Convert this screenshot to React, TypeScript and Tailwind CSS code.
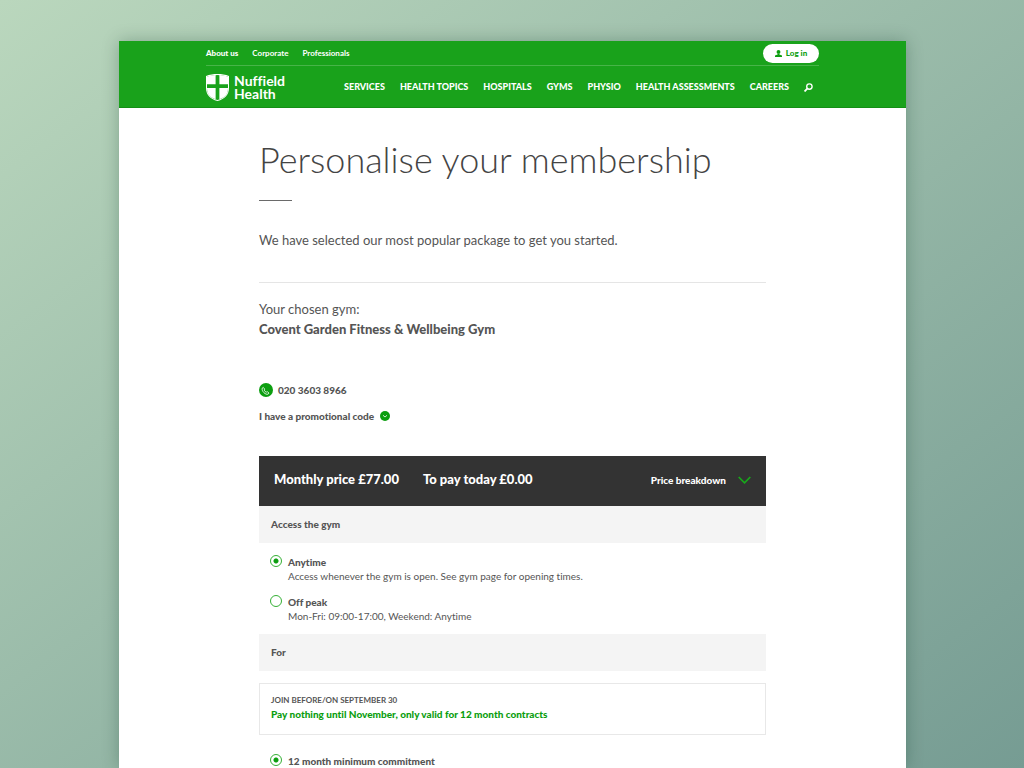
import React from "react";

const topLinks = ["Corporate", "Professionals"];
const navLinks = ["SERVICES", "HEALTH TOPICS", "HOSPITALS", "GYMS", "PHYSIO", "HEALTH ASSESSMENTS", "CAREERS"];

function Shield() {
  return (
    <svg viewBox="0 0 23 27" className="h-[27px] w-[23px]" fill="#fff" aria-hidden="true">
      <path d="M1 2.700C4 1.600 7 1.100 9.600 1V10.200H1Z" />
      <path d="M13.400 1C16 1.100 19 1.600 22 2.700v7.500h-8.600Z" />
      <path d="M1 14h8.600v11.300C4 23.300 1 20 1 14Z" />
      <path d="M22 14h-8.600v11.300C19 23.300 22 20 22 14Z" />
      <path d="M0 2V14C0 20.500 4 25 11.500 27 19 25 23 20.500 23 14V2C16-.6 7-.6 0 2ZM1 2.700C8 .5 15 .5 22 2.700V14c0 6-3.500 10-10.500 12C4.500 24 1 20 1 14Z" fillRule="evenodd" />
    </svg>
  );
}

function Radio({ id, name, title, detail, checked }: { id: string; name: string; title: string; detail?: string; checked?: boolean }) {
  return (
    <div className="flex gap-1.5">
      <input
        id={id}
        type="radio"
        name={name}
        defaultChecked={checked}
        className="m-0 size-3 shrink-0 appearance-none rounded-full border border-[#35b035] bg-white checked:bg-[radial-gradient(circle,#0c9e10_0_2px,transparent_3px)]"
      />
      <label htmlFor={id} className="block text-[10px] leading-[14px]">
        <span className="block font-black">{title}</span>
        {detail && <span className="block">{detail}</span>}
      </label>
    </div>
  );
}

export default function App() {
  return (
    <div className="min-h-screen bg-linear-to-br from-[#bad7bd] to-[#769c93] pt-[41px] pr-[118px] pl-[119px] font-['Lato',sans-serif] text-[#555] [font-variant-ligatures:none]">
      <div className="min-h-[calc(100vh-41px)] bg-white shadow-[0_0_16px_rgba(0,50,30,0.28)]">
        <header className="border-b border-[#148f16] bg-[#19a21b] px-[87px] text-white">
          <div className="flex h-[25px] items-center justify-between border-b border-white/20 text-[8px]">
            <nav aria-label="Site" className="flex gap-3.5 font-bold">
              <a href="#about" className="font-black">About us</a>
              {topLinks.map((l) => (
                <a key={l} href={"#" + l}>{l}</a>
              ))}
            </nav>
            <a href="#login" className="flex h-[19px] w-14 items-center justify-center gap-1 rounded-full bg-white font-black text-[#0c9e10]">
              <svg viewBox="0 0 8 8" className="size-[7px]" fill="currentColor" aria-hidden="true">
                <circle cx="4" cy="2.200" r="2.200" />
                <path d="M3 4h2v1l3 1.200V8H0V6.200L3 5Z" />
              </svg>
              Log in
            </a>
          </div>
          <div className="flex h-[41px] items-center justify-between pt-px">
            <a href="#home" className="flex items-center gap-[5px]">
              <Shield />
              <span className="text-[14px] leading-[13px] font-bold">
                <span className="block">Nuffield</span>
                <span className="block">Health</span>
              </span>
            </a>
            <nav aria-label="Main" className="flex items-center gap-[15px] pr-1.5 text-[9px] font-black">
              {navLinks.map((l) => (
                <a key={l} href={"#" + l} className="whitespace-nowrap">{l}</a>
              ))}
              <button type="button" aria-label="Search">
                <svg viewBox="0 0 10 10" className="size-[9px]" fill="none" stroke="currentColor" strokeWidth="1.500" aria-hidden="true">
                  <circle cx="6" cy="3.900" r="3" />
                  <path d="M3.900 6 .6 9.400" strokeWidth="2" />
                </svg>
              </button>
            </nav>
          </div>
        </header>

        <main className="px-[140px] pt-6">
          <h1 className="text-[36px] leading-[54px] font-light whitespace-nowrap text-[#444]">Personalise your membership</h1>
          <div className="mt-3.5 h-px w-[33px] bg-[#6a6a6a]" />
          <p className="mt-[29px] text-[13px] leading-5">We have selected our most popular package to get you started.</p>

          <section className="mt-8 border-t border-[#e5e5e5] pt-4">
            <p className="text-[13px] leading-5">Your chosen gym:</p>
            <h2 className="text-[13px] leading-5 font-black">Covent Garden Fitness &amp; Wellbeing Gym</h2>
            <a href="tel:02036038966" className="mt-11 flex items-center gap-[5px] text-[10px] leading-[14px] font-black">
              <svg viewBox="0 0 14 14" className="size-3.5" aria-hidden="true">
                <circle cx="7" cy="7" r="7" fill="#0c9e10" />
                <path d="M3.200 5.200 4.300 4.400 5.700 6.100 5.100 7C5.500 8 6.300 8.800 7.200 9.200L8.200 8.600 10 10 9.200 11.100C6.600 12.200 2.400 8.200 3.200 5.200Z" fill="none" stroke="#fff" strokeWidth=".8" strokeLinejoin="round" />
              </svg>
              020 3603 8966
            </a>
            <button type="button" className="mt-3 flex items-center gap-1.5 text-[10px] leading-[14px] font-black">
              I have a promotional code
              <svg viewBox="0 0 10 10" className="size-2.5" aria-hidden="true">
                <circle cx="5" cy="5" r="5" fill="#0c9e10" />
                <path d="m3 4.300 2 1.700 2-1.700" fill="none" stroke="#fff" strokeWidth=".8" />
              </svg>
            </button>
          </section>

          <section className="mt-[33px]">
            <div className="flex h-[50px] items-center bg-[#333] px-[15px] pb-0.5 font-black text-white">
              <div className="flex gap-6 text-[13px]">
                <span>Monthly price £77.00</span>
                <span>To pay today £0.00</span>
              </div>
              <button type="button" className="ml-auto flex items-center gap-3 text-[10px]">
                Price breakdown
                <svg viewBox="0 0 13 8" className="h-2 w-[13px]" fill="none" stroke="#18a81b" strokeWidth="1.700" aria-hidden="true">
                  <path d="m.7 1 5.800 5.800L12.300 1" />
                </svg>
              </button>
            </div>
            <h3 className="bg-[#f4f4f4] px-3 py-[11px] text-[10px] leading-[15px] font-black">Access the gym</h3>
            <div className="flex flex-col gap-3 px-[11px] pt-3 pb-[11px]">
              <Radio id="anytime" name="access" title="Anytime" detail="Access whenever the gym is open. See gym page for opening times." checked />
              <Radio id="offpeak" name="access" title="Off peak" detail="Mon-Fri: 09:00-17:00, Weekend: Anytime" />
            </div>
            <h3 className="bg-[#f4f4f4] px-3 py-[11px] text-[10px] leading-[15px] font-black">For</h3>
            <div className="mt-3 border border-[#e8e8e8] px-[11px] pt-2.5 pb-3">
              <p className="text-[8px] leading-3 font-bold">JOIN BEFORE/ON SEPTEMBER 30</p>
              <p className="text-[10px] leading-4 font-black text-[#0c9e10]">Pay nothing until November, only valid for 12 month contracts</p>
            </div>
            <div className="px-[11px] pt-[19px]">
              <Radio id="commit12" name="commitment" title="12 month minimum commitment" checked />
            </div>
          </section>
        </main>
      </div>
    </div>
  );
}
┄┄┄┄┄┄┄┄┄┄
• _REQUIRED TASK_
Make an exact reproduction of the listing above, without any pictures.

• _EXERCISE RESPONSE_
Convert this screenshot to React, TypeScript and Tailwind CSS code.
import React from "react";

const topLinks = ["Corporate", "Professionals"];
const navLinks = ["SERVICES", "HEALTH TOPICS", "HOSPITALS", "GYMS", "PHYSIO", "HEALTH ASSESSMENTS", "CAREERS"];

function Shield() {
  return (
    <svg viewBox="0 0 23 27" className="h-[27px] w-[23px]" fill="#fff" aria-hidden="true">
      <path d="M1 2.700C4 1.600 7 1.100 9.600 1V10.200H1Z" />
      <path d="M13.400 1C16 1.100 19 1.600 22 2.700v7.500h-8.600Z" />
      <path d="M1 14h8.600v11.300C4 23.300 1 20 1 14Z" />
      <path d="M22 14h-8.600v11.300C19 23.300 22 20 22 14Z" />
      <path d="M0 2V14C0 20.500 4 25 11.500 27 19 25 23 20.500 23 14V2C16-.6 7-.6 0 2ZM1 2.700C8 .5 15 .5 22 2.700V14c0 6-3.500 10-10.500 12C4.500 24 1 20 1 14Z" fillRule="evenodd" />
    </svg>
  );
}

function Radio({ id, name, title, detail, checked }: { id: string; name: string; title: string; detail?: string; checked?: boolean }) {
  return (
    <div className="flex gap-1.5">
      <input
        id={id}
        type="radio"
        name={name}
        defaultChecked={checked}
        className="m-0 size-3 shrink-0 appearance-none rounded-full border border-[#35b035] bg-white checked:bg-[radial-gradient(circle,#0c9e10_0_2px,transparent_3px)]"
      />
      <label htmlFor={id} className="block text-[10px] leading-[14px]">
        <span className="block font-black">{title}</span>
        {detail && <span className="block">{detail}</span>}
      </label>
    </div>
  );
}

export default function App() {
  return (
    <div className="min-h-screen bg-linear-to-br from-[#bad7bd] to-[#769c93] pt-[41px] pr-[118px] pl-[119px] font-['Lato',sans-serif] text-[#555] [font-variant-ligatures:none]">
      <div className="min-h-[calc(100vh-41px)] bg-white shadow-[0_0_16px_rgba(0,50,30,0.28)]">
        <header className="border-b border-[#148f16] bg-[#19a21b] px-[87px] text-white">
          <div className="flex h-[25px] items-center justify-between border-b border-white/20 text-[8px]">
            <nav aria-label="Site" className="flex gap-3.5 font-bold">
              <a href="#about" className="font-black">About us</a>
              {topLinks.map((l) => (
                <a key={l} href={"#" + l}>{l}</a>
              ))}
            </nav>
            <a href="#login" className="flex h-[19px] w-14 items-center justify-center gap-1 rounded-full bg-white font-black text-[#0c9e10]">
              <svg viewBox="0 0 8 8" className="size-[7px]" fill="currentColor" aria-hidden="true">
                <circle cx="4" cy="2.200" r="2.200" />
                <path d="M3 4h2v1l3 1.200V8H0V6.200L3 5Z" />
              </svg>
              Log in
            </a>
          </div>
          <div className="flex h-[41px] items-center justify-between pt-px">
            <a href="#home" className="flex items-center gap-[5px]">
              <Shield />
              <span className="text-[14px] leading-[13px] font-bold">
                <span className="block">Nuffield</span>
                <span className="block">Health</span>
              </span>
            </a>
            <nav aria-label="Main" className="flex items-center gap-[15px] pr-1.5 text-[9px] font-black">
              {navLinks.map((l) => (
                <a key={l} href={"#" + l} className="whitespace-nowrap">{l}</a>
              ))}
              <button type="button" aria-label="Search">
                <svg viewBox="0 0 10 10" className="size-[9px]" fill="none" stroke="currentColor" strokeWidth="1.500" aria-hidden="true">
                  <circle cx="6" cy="3.900" r="3" />
                  <path d="M3.900 6 .6 9.400" strokeWidth="2" />
                </svg>
              </button>
            </nav>
          </div>
        </header>

        <main className="px-[140px] pt-6">
          <h1 className="text-[36px] leading-[54px] font-light whitespace-nowrap text-[#444]">Personalise your membership</h1>
          <div className="mt-3.5 h-px w-[33px] bg-[#6a6a6a]" />
          <p className="mt-[29px] text-[13px] leading-5">We have selected our most popular package to get you started.</p>

          <section className="mt-8 border-t border-[#e5e5e5] pt-4">
            <p className="text-[13px] leading-5">Your chosen gym:</p>
            <h2 className="text-[13px] leading-5 font-black">Covent Garden Fitness &amp; Wellbeing Gym</h2>
            <a href="tel:02036038966" className="mt-11 flex items-center gap-[5px] text-[10px] leading-[14px] font-black">
              <svg viewBox="0 0 14 14" className="size-3.5" aria-hidden="true">
                <circle cx="7" cy="7" r="7" fill="#0c9e10" />
                <path d="M3.200 5.200 4.300 4.400 5.700 6.100 5.100 7C5.500 8 6.300 8.800 7.200 9.200L8.200 8.600 10 10 9.200 11.100C6.600 12.200 2.400 8.200 3.200 5.200Z" fill="none" stroke="#fff" strokeWidth=".8" strokeLinejoin="round" />
              </svg>
              020 3603 8966
            </a>
            <button type="button" className="mt-3 flex items-center gap-1.5 text-[10px] leading-[14px] font-black">
              I have a promotional code
              <svg viewBox="0 0 10 10" className="size-2.5" aria-hidden="true">
                <circle cx="5" cy="5" r="5" fill="#0c9e10" />
                <path d="m3 4.300 2 1.700 2-1.700" fill="none" stroke="#fff" strokeWidth=".8" />
              </svg>
            </button>
          </section>

          <section className="mt-[33px]">
            <div className="flex h-[50px] items-center bg-[#333] px-[15px] pb-0.5 font-black text-white">
              <div className="flex gap-6 text-[13px]">
                <span>Monthly price £77.00</span>
                <span>To pay today £0.00</span>
              </div>
              <button type="button" className="ml-auto flex items-center gap-3 text-[10px]">
                Price breakdown
                <svg viewBox="0 0 13 8" className="h-2 w-[13px]" fill="none" stroke="#18a81b" strokeWidth="1.700" aria-hidden="true">
                  <path d="m.7 1 5.800 5.800L12.300 1" />
                </svg>
              </button>
            </div>
            <h3 className="bg-[#f4f4f4] px-3 py-[11px] text-[10px] leading-[15px] font-black">Access the gym</h3>
            <div className="flex flex-col gap-3 px-[11px] pt-3 pb-[11px]">
              <Radio id="anytime" name="access" title="Anytime" detail="Access whenever the gym is open. See gym page for opening times." checked />
              <Radio id="offpeak" name="access" title="Off peak" detail="Mon-Fri: 09:00-17:00, Weekend: Anytime" />
            </div>
            <h3 className="bg-[#f4f4f4] px-3 py-[11px] text-[10px] leading-[15px] font-black">For</h3>
            <div className="mt-3 border border-[#e8e8e8] px-[11px] pt-2.5 pb-3">
              <p className="text-[8px] leading-3 font-bold">JOIN BEFORE/ON SEPTEMBER 30</p>
              <p className="text-[10px] leading-4 font-black text-[#0c9e10]">Pay nothing until November, only valid for 12 month contracts</p>
            </div>
            <div className="px-[11px] pt-[19px]">
              <Radio id="commit12" name="commitment" title="12 month minimum commitment" checked />
            </div>
          </section>
        </main>
      </div>
    </div>
  );
}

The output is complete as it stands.